Il s’agit bien des premières gravures orchestrales du grand chef Georges Tzipine (1907-1987) qui a tant fait ensuite pour propager la musique française de son temps, à commencer par celle de son ami Arthur Honegger (Suisse, mais Parisien de cœur). Mais ici, attention, puristes s’abstenir ! Car qui oserait encore, de nos jours, interpréter un Boléro de Ravel raccourci à 5’35’’ pour les impératifs de durée du support, avec une petite formation aux sonorités quelque peu jazzy à la Paul Whiteman et où apparaît soudain l’orgue de cinéma, avec tremblant caractéristique ? Éric Cordé, dans son admirable notice d’accompagnement, imagine l’éventuelle colère de Ravel… Qui oserait jouer avec cette sonorité si suave du jeune Tzipine, superbe violoniste, la pauvre Étude en mi majeur Op.10 n°3 de Chopin, affublée traditionnellement, pour la cause, du surnom Tristesse ? En revanche, quelle pure merveille que cette première version française de Rhapsody in Blue de Gershwin dans l’habituelle transcription de Ferde Grofé (1892-1972) où Raoul Gola – il jouera le rôle d’un pianiste dans La Grande Vadrouille de Gérard Oury (1966) ! – rivalise de swing et de virtuosité avec ses compagnons Ghestem et Tzipine, concurrençant aisément la fameuse version historique de Gershwin et Paul Whiteman… Là, Gershwin lui-même aurait certainement été enchanté !

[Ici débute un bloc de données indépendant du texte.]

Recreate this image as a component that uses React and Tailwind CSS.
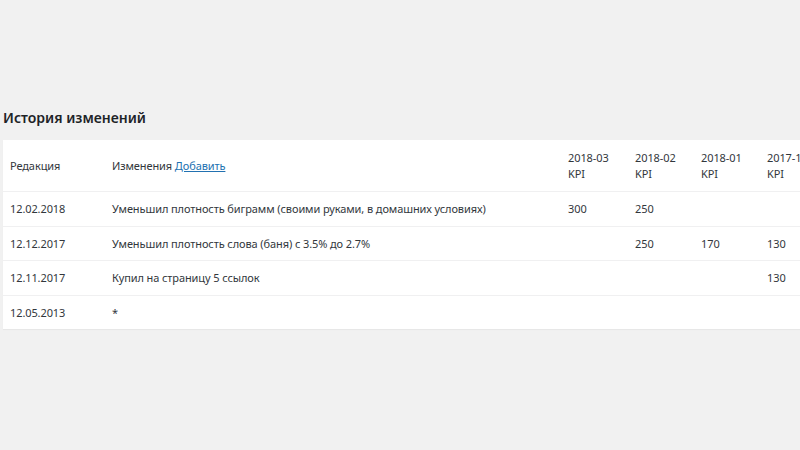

Le reste du programme est à l’avenant, mélangeant musique légère et celle dite sérieuse, avec des pages successives d’Oscar Straus, Guy Lafarge, Rimski-Korsakov, Schubert, Eric Coates, Planquette, Offenbach, Paul Misraki, Joëguy, Grieg, Ferenc Vecsey. Faut-il rappeler que ces disques d’une époque – hélas ! – révolue sont le témoignage de la fort louable volonté de faire connaître et apprécier la musique de qualité ou dite classique au public populaire du septième art, au moment où les longues séances comportant les actualités, un ou plusieurs court-métrages, puis le film principal, permettaient des entractes propices à ces mini-concerts. En outre, quand ces diverses pages sont interprétées par des musiciens aussi talentueux et exigeants que Georges Tzipine et ses partenaires, nous ne pouvons que nous réjouir… Justement, ne serait-il pas enfin plus que temps d’envisager, chez Warner Classics, une réédition en CD de tous les incomparables enregistrements orchestraux Pathé et Columbia de l’artiste avant qu’ils ne se détériorent ? Et il y a du pain sur la planche – avec les compositeurs du Groupe des Six (dont Honegger) et, par ordre chronologique de génération, Gossec, Vogel, Lesueur, Boieldieu, Auber, Saint-Saëns, Fauré, Debussy, Roussel, Schmitt, Ravel, Aubert, Rivier, Loucheur, Barraud, Thiriet, Françaix, Damase, etc.

Pour terminer, signalons une petite imprécision dans la notice du CD (par ailleurs exhaustive) où l’on peut lire « [Tzipine] est à ce jour le seul chef à avoir enregistré la Symphonie en la mineur pour orchestre de Louis Vierne » : il n’en est rien, puisque cet opus 24 fut ultérieurement enregistrée par l’Orchestre Philharmonique Royal de Liège sous la direction de Pierre Bartholomée (Timpani, 1996).